There is no indication that the regulator consulted cybersecurity specialists, conducted fraud risk modeling, or engaged financial crime units before implementing the change. The absence of public consultation or impact assessment documentation suggests the policy was framed as a narrow operational adjustment rather than a systemic risk recalibration.

Implications: The Cost of Unaddressed Vulnerabilities

The immediate implication is predictable: fraud schemes will adapt faster than enforcement mechanisms. Actors who previously avoided PoS fraud due to the tight geographic tether now have a 70-metre buffer in which to operate. Spoofing attacks, unauthorized terminal rentals, and location-based scams will test whether the CBN's monitoring infrastructure can compensate for relaxed proximity controls.

The longer-term risk is regulatory credibility erosion. If fraud incidents spike in correlation with the expanded radius, the policy will be remembered not as a pragmatic adjustment but as a regulatory failure—a case study in what happens when operational convenience overrides security design. Nigeria's fintech sector, already navigating global scrutiny over cybercrime perceptions, cannot afford another policy-induced vulnerability.

Conclusion: Flexibility Demands Forensic Depth

Operational flexibility is not inherently reckless, but it must be counterbalanced by forensic depth. The CBN's PoS radius expansion needed to arrive with enhanced monitoring requirements, mandatory geolocation audits, and clear penalties for terminals operating beyond their expanded boundaries.
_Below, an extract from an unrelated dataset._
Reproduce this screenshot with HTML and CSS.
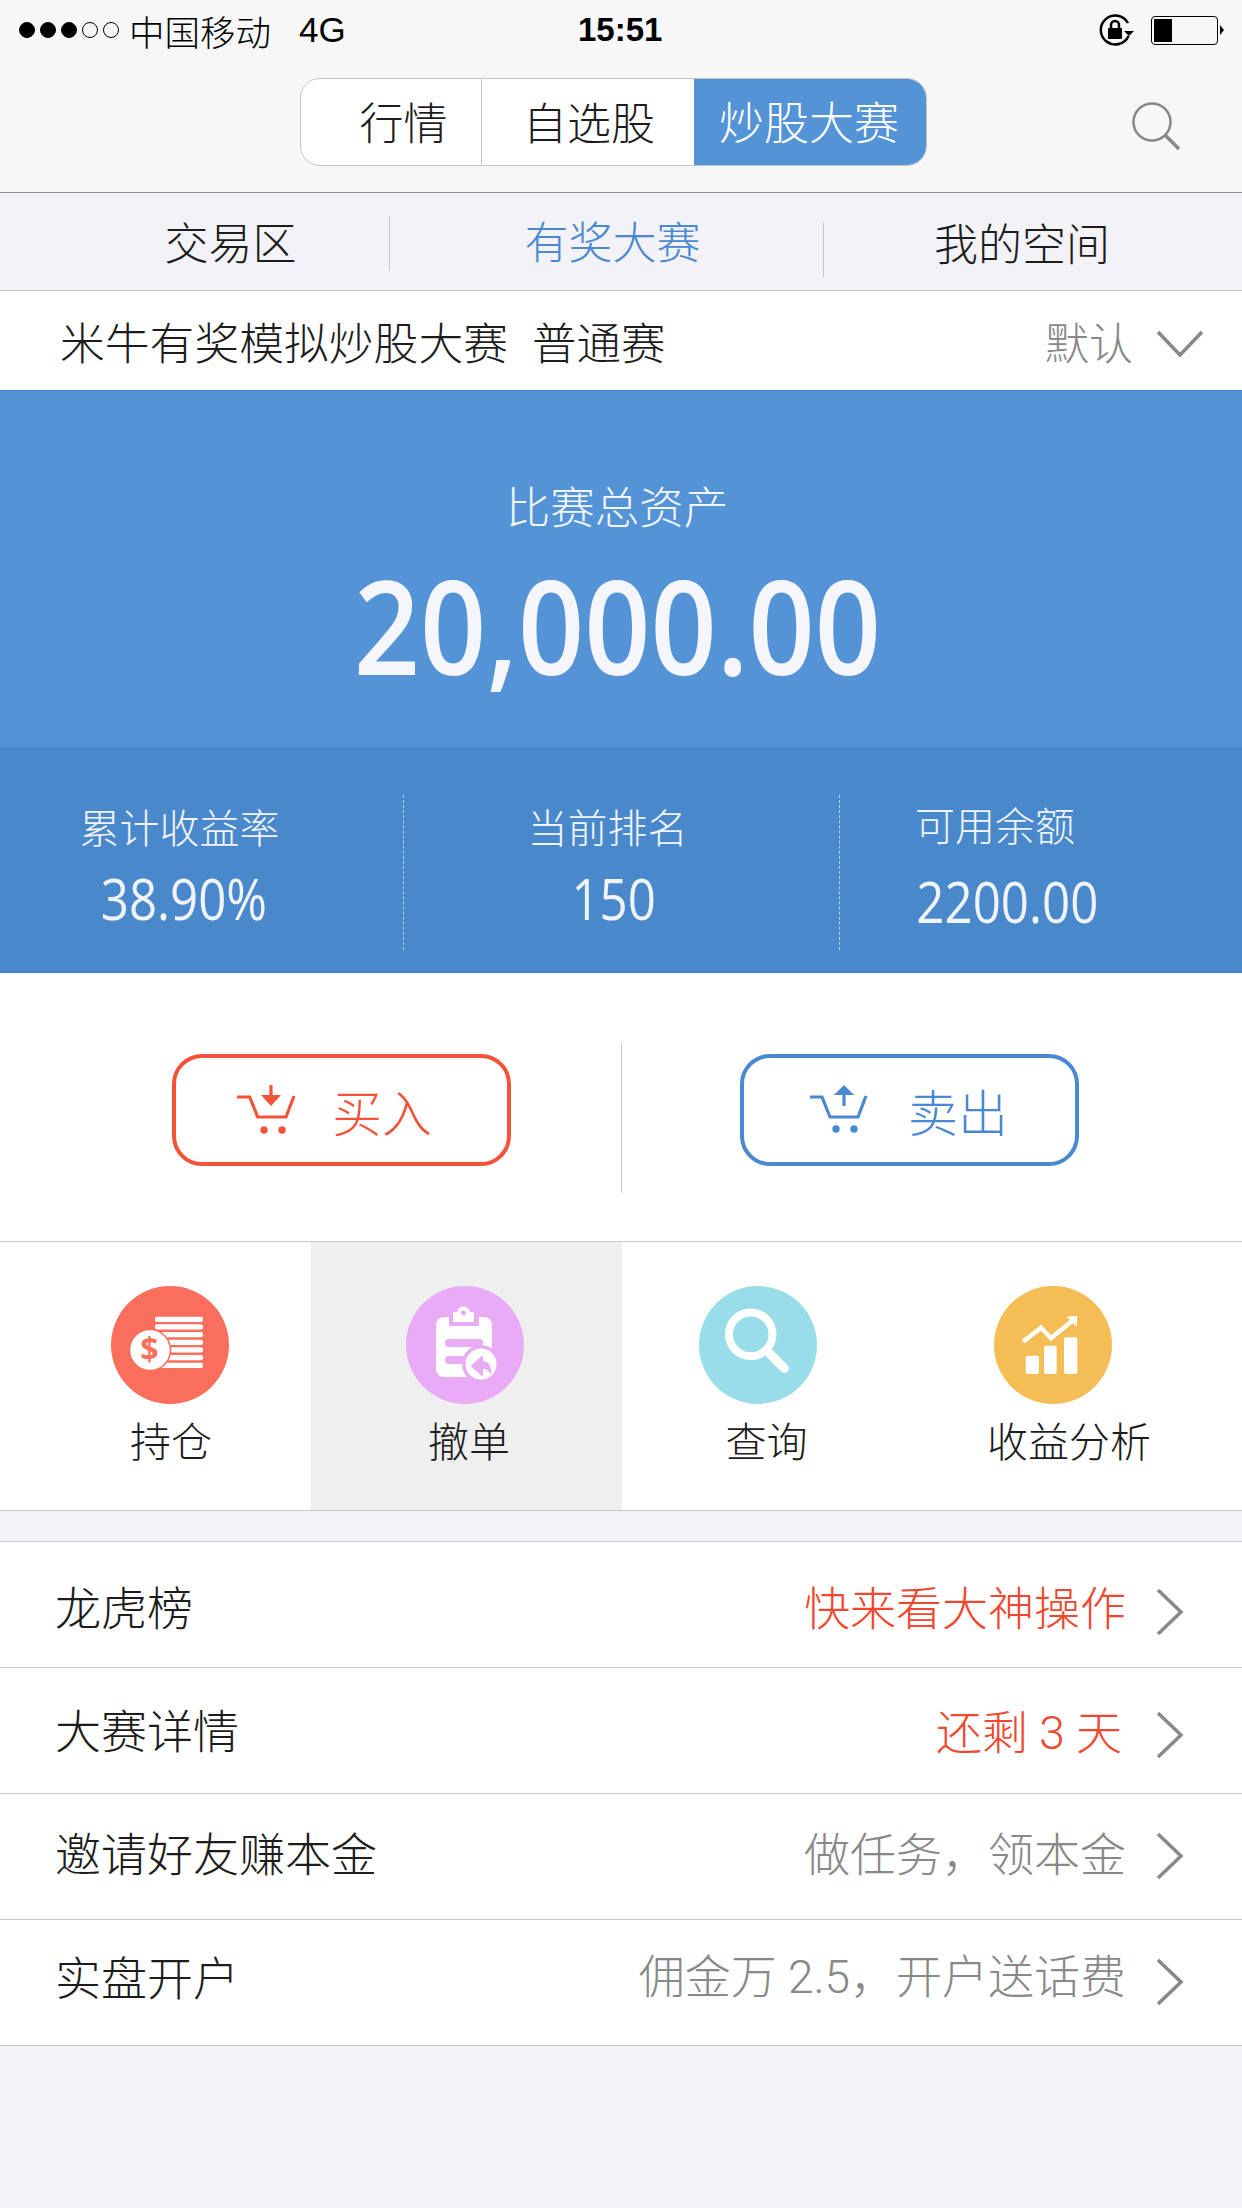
FILE: index.html
```html
<!DOCTYPE html>
<html lang="zh-CN">
<head>
<meta charset="UTF-8" />
<meta name="viewport" content="width=device-width, initial-scale=1" />
<title>炒股大赛</title>
<link rel="stylesheet" href="styles.css">
</head>
<body>

<header class="top">
  <div class="status">
    <div class="signal">
      <i class="dot on"></i><i class="dot on"></i><i class="dot on"></i><i class="dot"></i><i class="dot"></i>
    </div>
    <span class="carrier">中国移动</span>
    <span class="net">4G</span>
    <span class="time">15:51</span>
    <svg class="lock" width="36" height="32" viewBox="0 0 36 32">
      <path d="M29.5 22A14.5 14.5 0 1 1 29 9" fill="none" stroke="#000" stroke-width="2.5"/>
      <path d="M25 17h10l-5 5z" fill="#000"/>
      <rect x="9" y="14" width="14" height="11" rx="1" fill="#000"/>
      <path d="M12 14v-3a4 4 0 0 1 8 0v3" fill="none" stroke="#000" stroke-width="2.5"/>
    </svg>
    <div class="battery"><i class="battery-fill"></i></div>
    <i class="battery-nub"></i>
  </div>
  <nav class="nav">
    <div class="segment">
      <a class="seg seg-a">行情</a>
      <a class="seg seg-b">自选股</a>
      <a class="seg seg-c active">炒股大赛</a>
    </div>
    <svg class="search" width="50" height="50" viewBox="0 0 50 50">
      <circle cx="20" cy="20" r="18.5" fill="none" stroke="#888" stroke-width="2.5"/>
      <path d="M33 33l14 14" stroke="#888" stroke-width="3.5"/>
    </svg>
  </nav>
</header>

<div class="subnav">
  <a class="sub sub-a">交易区</a>
  <a class="sub sub-b blue">有奖大赛</a>
  <a class="sub sub-c">我的空间</a>
</div>

<div class="title-row">
  <span class="title">米牛有奖模拟炒股大赛</span>
  <span class="title title-kind">普通赛</span>
  <span class="sort">默认</span>
  <svg class="sort-arrow" width="48" height="28" viewBox="0 0 48 28">
    <path d="M2 2l22 23L46 2" fill="none" stroke="#888" stroke-width="3.5"/>
  </svg>
</div>

<section class="hero">
  <p class="hero-label">比赛总资产</p>
  <p class="hero-value">20,000.00</p>
</section>

<section class="stats">
  <div class="stat stat-a">
    <p class="stat-label">累计收益率</p>
    <p class="stat-value">38.90%</p>
  </div>
  <div class="stat stat-b">
    <p class="stat-label">当前排名</p>
    <p class="stat-value">150</p>
  </div>
  <div class="stat stat-c">
    <p class="stat-label">可用余额</p>
    <p class="stat-value">2200.00</p>
  </div>
</section>

<section class="trade">
  <div class="trade-side">
    <a class="trade-btn buy">
      <svg width="60" height="50" viewBox="0 0 60 50">
        <path d="M0 12h12.7l8 20H49l8-21" fill="none" stroke="#f4533a" stroke-width="3.2"/>
        <path d="M34 0v11" stroke="#f4533a" stroke-width="3.2"/>
        <path d="M24 10h20L34 21z" fill="#f4533a"/>
        <circle cx="27" cy="45" r="3.7" fill="#f4533a"/>
        <circle cx="45" cy="45" r="3.7" fill="#f4533a"/>
      </svg>
      <span>买入</span>
    </a>
  </div>
  <div class="trade-side sell-side">
    <a class="trade-btn sell">
      <svg width="60" height="50" viewBox="0 0 60 50">
        <path d="M0 12h12l8 20h28l8-21" fill="none" stroke="#4a88d2" stroke-width="3.2"/>
        <path d="M34 10v11" stroke="#4a88d2" stroke-width="3.2"/>
        <path d="M24 10h20L34 0z" fill="#4a88d2"/>
        <circle cx="26" cy="44" r="3.7" fill="#4a88d2"/>
        <circle cx="44" cy="44" r="3.7" fill="#4a88d2"/>
      </svg>
      <span>卖出</span>
    </a>
  </div>
</section>

<section class="tools">
  <a class="tool tool-a">
    <svg class="tool-icon" width="118" height="118" viewBox="0 0 118 118">
      <circle cx="59" cy="59" r="59" fill="#f96f5b"/>
      <g fill="#fff">
        <rect x="44" y="30.7" width="48" height="5.3" rx="2"/>
        <rect x="44" y="38.3" width="48" height="5.3" rx="2"/>
        <rect x="44" y="46" width="48" height="5.3" rx="2"/>
        <rect x="44" y="53.7" width="48" height="5.3" rx="2"/>
        <rect x="44" y="61.3" width="48" height="5.3" rx="2"/>
        <rect x="44" y="69" width="48" height="5.3" rx="2"/>
        <rect x="44" y="76.7" width="48" height="5.3" rx="2"/>
      </g>
      <circle cx="39" cy="64" r="20.5" fill="#fff" stroke="#f96f5b" stroke-width="1.5"/>
      <text class="coin-sign" x="38.5" y="75" text-anchor="middle">$</text>
    </svg>
    <span class="tool-label">持仓</span>
  </a>
  <a class="tool tool-b">
    <svg class="tool-icon" width="118" height="118" viewBox="0 0 118 118">
      <circle cx="59" cy="59" r="59" fill="#e9aaf6"/>
      <rect x="30" y="31" width="56" height="60" rx="8" fill="#fff"/>
      <rect x="43" y="28" width="30" height="12" fill="#e9aaf6"/>
      <rect x="47" y="26" width="21" height="10" rx="1" fill="#fff"/>
      <circle cx="57.5" cy="27" r="6.5" fill="#fff"/>
      <circle cx="57.5" cy="27" r="2.5" fill="#e9aaf6"/>
      <rect x="39" y="53" width="38" height="8" rx="4" fill="#e9aaf6"/>
      <rect x="39" y="70" width="30" height="8" rx="4" fill="#e9aaf6"/>
      <circle cx="75" cy="78" r="19" fill="#e9aaf6"/>
      <circle cx="75" cy="78" r="15.5" fill="#fff"/>
      <path d="M64.5 80L77 69v6q9 1 8 14q-3-7-8-6v8z" fill="#e9aaf6"/>
    </svg>
    <span class="tool-label">撤单</span>
  </a>
  <a class="tool tool-c">
    <svg class="tool-icon" width="118" height="118" viewBox="0 0 118 118">
      <circle cx="59" cy="59" r="59" fill="#98dde7"/>
      <circle cx="51.7" cy="48.3" r="21.8" fill="none" stroke="#fff" stroke-width="8"/>
      <path d="M68 65l17.5 17.5" stroke="#fff" stroke-width="9" stroke-linecap="round"/>
    </svg>
    <span class="tool-label">查询</span>
  </a>
  <a class="tool tool-d">
    <svg class="tool-icon" width="118" height="118" viewBox="0 0 118 118">
      <circle cx="59" cy="59" r="59" fill="#f5bd55"/>
      <g fill="#fff">
        <rect x="31.7" y="69.7" width="13.3" height="18.3" rx="2"/>
        <rect x="50" y="59.7" width="12.7" height="28.3" rx="2"/>
        <rect x="70" y="51.3" width="13.3" height="36.7" rx="2"/>
        <path d="M83.3 29.7l-10.6 1 10 10z"/>
      </g>
      <path d="M29 55.7l18-14 10 10.6L78 35" fill="none" stroke="#fff" stroke-width="4.5"/>
    </svg>
    <span class="tool-label">收益分析</span>
  </a>
</section>

<section class="list">
  <a class="row">
    <span class="row-name">龙虎榜</span>
    <span class="row-note red">快来看大神操作</span>
    <svg class="chevron" width="28" height="48" viewBox="0 0 28 48"><path d="M2 2l23 22L2 46" fill="none" stroke="#888" stroke-width="3.5"/></svg>
  </a>
  <a class="row row-2">
    <span class="row-name">大赛详情</span>
    <span class="row-note red note-days">还剩 3 天</span>
    <svg class="chevron" width="28" height="48" viewBox="0 0 28 48"><path d="M2 2l23 22L2 46" fill="none" stroke="#888" stroke-width="3.5"/></svg>
  </a>
  <a class="row row-3">
    <span class="row-name">邀请好友赚本金</span>
    <span class="row-note">做任务，领本金</span>
    <svg class="chevron" width="28" height="48" viewBox="0 0 28 48"><path d="M2 2l23 22L2 46" fill="none" stroke="#888" stroke-width="3.5"/></svg>
  </a>
  <a class="row row-4">
    <span class="row-name">实盘开户</span>
    <span class="row-note note-up">佣金万 2.5，开户送话费</span>
    <svg class="chevron" width="28" height="48" viewBox="0 0 28 48"><path d="M2 2l23 22L2 46" fill="none" stroke="#888" stroke-width="3.5"/></svg>
  </a>
</section>

</body>
</html>
```

FILE: styles.css
```css
* { box-sizing: border-box; }
html, body { margin: 0; padding: 0; }
body {
  width: 1242px; height: 2208px; overflow: hidden; background: #f2f2f7; color: #1c1c1c;
  font-family: "Liberation Sans", "Noto Sans CJK SC", sans-serif; font-weight: 300;
}
p { margin: 0; }
svg { display: block; flex: none; }

/* Status bar + top nav */
.top { height: 193px; background: #f7f7f7; border-bottom: 1px solid #8f8f8f; }
.status { height: 60px; display: flex; align-items: center; padding-left: 19px; color: #000; font-size: 35.5px; }
.signal { display: flex; gap: 5px; width: 110px; }
.dot { width: 16px; height: 16px; border-radius: 50%; border: 1px solid #000; }
.dot.on { background: #000; }
.carrier { width: 170px; }
.net { width: 279px; font-size: 35px; font-weight: 400; }
.time { width: 521px; font-size: 33px; font-weight: 700; }
.battery {
  width: 67px; height: 29px; margin-left: 16px; padding: 2px; border: 1.5px solid #000; border-radius: 4px;
}
.battery-fill { display: block; width: 18px; height: 100%; background: #000; }
.battery-nub {
  width: 0; height: 0; margin-left: 2px;
  border-left: 4px solid #000; border-top: 5px solid transparent; border-bottom: 5px solid transparent;
}
.nav { display: flex; align-items: flex-start; padding: 18px 0 0 300px; }
.segment {
  width: 627px; height: 88px; display: flex; background: #fff;
  border: 1.5px solid #c4c4c4; border-radius: 20px; overflow: hidden;
}
.seg { display: flex; align-items: center; justify-content: center; font-size: 44px; color: #1c1c1c; padding-bottom: 3px; }
.seg-a { width: 181px; padding-left: 25px; border-right: 1.5px solid #c4c4c4; }
.seg-b { width: 214px; }
.seg-c { flex: 1; margin: -2px; padding-right: 4px; font-size: 45px; }
.seg.active { background: #5593d7; color: #fff; }
.search { margin: 24px 0 0 205px; }

/* Second level tabs */
.subnav { height: 98px; display: flex; border-bottom: 1.5px solid #c8c8c8; background: #f2f2f7; }
.sub { display: flex; align-items: center; justify-content: center; font-size: 44px; color: #1c1c1c; }
.sub-a { width: 390px; margin: 23px 0 19px; padding: 0 0 6px 72px; border-right: 1px solid #c8c8c8; }
.sub-b { width: 434px; margin: 29px 0 13px; padding: 0 0 20px 12px; border-right: 1px solid #c8c8c8; }
.sub-c { flex: 1; padding-right: 22px; }
.sub.blue { color: #4a88d2; }

/* Contest title */
.title-row { height: 99px; display: flex; align-items: center; padding-left: 60px; background: #fff; }
.title { font-size: 44.8px; color: #1c1c1c; }
.title-kind { margin-left: 24px; font-size: 44.5px; }
.sort { margin-left: auto; font-size: 44px; color: #888; }
.sort-arrow { margin: 6px 38px 0 23px; }

/* Total assets */
.hero {
  height: 357px; background: #5593d7; border-top: 1px solid #3f80cc; color: #fff;
  text-align: center; padding-top: 88px;
}
.hero-label { font-size: 44.5px; line-height: 60px; padding-right: 8px; color: #f3f6fb; }
.hero-value {
  margin-top: 10px; padding-right: 8px; font-family: "Open Sans", sans-serif; font-weight: 600;
  font-size: 131px; line-height: 150px; transform: scaleX(.885); color: #f4f6fb;
}

/* Three figures under it */
.stats {
  height: 226px; display: flex; padding: 48px 0 21px; background: #4a88cc; border-bottom: 2px solid #3e7fcb;
  color: #f0f4fa; text-align: center;
}
.stat { padding-top: 9px; }
.stat-a { width: 403px; padding-right: 44px; }
.stat-b { width: 437px; padding-right: 28px; border-left: 1px dashed #b9d1ec; border-right: 1px dashed #b9d1ec; }
.stat-c { flex: 1; padding-right: 92px; }
.stat-label { font-size: 40px; line-height: 50px; }
.stat-value {
  margin-top: 9px; font-family: "Open Sans", sans-serif; font-weight: 500;
  font-size: 56px; line-height: 70px; transform: scaleX(.88);
}
.stat-a .stat-value { padding-left: 10px; }
.stat-b .stat-value { padding-left: 14px; }
.stat-c .stat-label { margin-top: -2px; }
.stat-c .stat-value { margin-top: 14px; padding-left: 28px; }

/* Buy / sell */
.trade { height: 269px; display: flex; padding-top: 70px; background: #fff; border-bottom: 1.5px solid #c8c8c8; }
.trade-side { width: 622px; height: 150px; padding: 11px 0 0 172px; }
.sell-side { padding-left: 118px; border-left: 1px solid #c8c8c8; }
.trade-btn {
  width: 339px; height: 112px; display: flex; align-items: center; padding-left: 61px; gap: 35px;
  border: 4px solid; border-radius: 30px; font-size: 50px;
}
.sell { padding-left: 66px; gap: 38px; }
.buy { color: #f4533a; border-color: #f4533a; }
.sell { color: #4a88d2; border-color: #4a88d2; }

/* Tool grid */
.tools { height: 269px; display: grid; grid-template-columns: repeat(4, 311px); background: #fff; border-bottom: 1.5px solid #c8c8c8; }
.tool { display: flex; flex-direction: column; align-items: center; padding-top: 44px; }
.tool-b { background: #efefef; }
.tool-label { margin-top: 13px; font-size: 41px; line-height: 52px; color: #1c1c1c; }
.tool-a .tool-icon { margin-left: 29px; }
.tool-a .tool-label { margin-left: 31px; }
.tool-b .tool-icon { margin-right: 3px; }
.tool-b .tool-label { margin-left: 5px; }
.tool-c .tool-icon { margin-right: 39px; }
.tool-c .tool-label { margin-right: 22px; }
.tool-d .tool-icon { margin-right: 71px; }
.tool-d .tool-label { margin-right: 39px; }
.coin-sign { font-family: "Open Sans", sans-serif; font-weight: 700; font-size: 32px; fill: #f96f5b; }

/* Link rows */
.list { margin-top: 30px; background: #fff; border-top: 1.5px solid #c8c8c8; }
.row { height: 126px; display: flex; align-items: center; padding: 0 58px 0 55px; border-bottom: 1.5px solid #c8c8c8; }
.row-2 { padding-bottom: 6px; }
.row-3 { padding-bottom: 12px; }
.row-4 { padding-bottom: 16px; }
.row-name { font-size: 46px; color: #1c1c1c; }
.row-note { margin-left: auto; font-family: Roboto, "Noto Sans CJK SC", sans-serif; font-size: 46px; color: #888; }
.row-note.red { color: #f0482f; }
.note-days { margin: 3px 4px 0 auto; }
.note-up { margin-bottom: 4px; }
.chevron { margin: 14px 0 0 30px; }
.row-3 .chevron { margin-top: 11px; }
```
It arrived with none of these.

The policy reflects a persistent miscalculation in African tech governance: the belief that digitization can be regulated lightly, that commercial pressure justifies security compromise, and that enforcement will somehow catch up. It rarely does. Nigeria's digital economy is too large, too complex, and too consequential to regulate through incremental adjustments that ignore their cybersecurity implications. The CBN has widened the playing field. The question now is whether it has the forensic capacity to police it.